Law Schools Mobilize Heavy Hitters
The two universities have assembled some of the country’s most formidable legal minds to press their case. Unima has engaged senior attorneys Bright Theu and Khumbo Soko, with Soko reportedly offering his services pro bono as the stakes escalate.

Their argument is straightforward: MILE was never intended for locally trained lawyers and has become an unnecessary hurdle that burdens students with additional fees, delays and bottlenecks in an already strained legal system.

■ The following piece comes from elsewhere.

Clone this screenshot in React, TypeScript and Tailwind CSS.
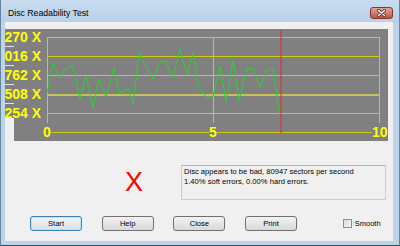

MLS Quietly Defending MILE
Hovering in the background is the Malawi Law Society (MLS), whose leadership is said to be pushing—quietly but firmly—to preserve MILE’s central role. MLS maintains that all graduates should pass through the institute before being admitted to the bar, insisting the extra year ensures professional standards.

Critics, however, point out a glaring irony: many of the senior practitioners defending MILE’s relevance never passed through the institute themselves.

With MLS reportedly resisting the admission of newly graduated Unima and Cunima students to legal practice until they attend MILE, tensions between the schools and the society have reached a breaking point.

Institution on the Brink
If the court rules in favor of the universities and exempts local graduates from compulsory MILE training, analysts say it could spell the effective end of the institute—an institution increasingly viewed as outdated, overstretched and misaligned with its founding purpose.

For now, both sides are sharpening their arguments, setting the stage for what observers are already dubbing “The Battle of Amikanjo, Part I.”

As the legal community braces for impact, one thing is clear: this ruling will redefine Malawi’s path to the bar—and determine whether MILE stands or falls.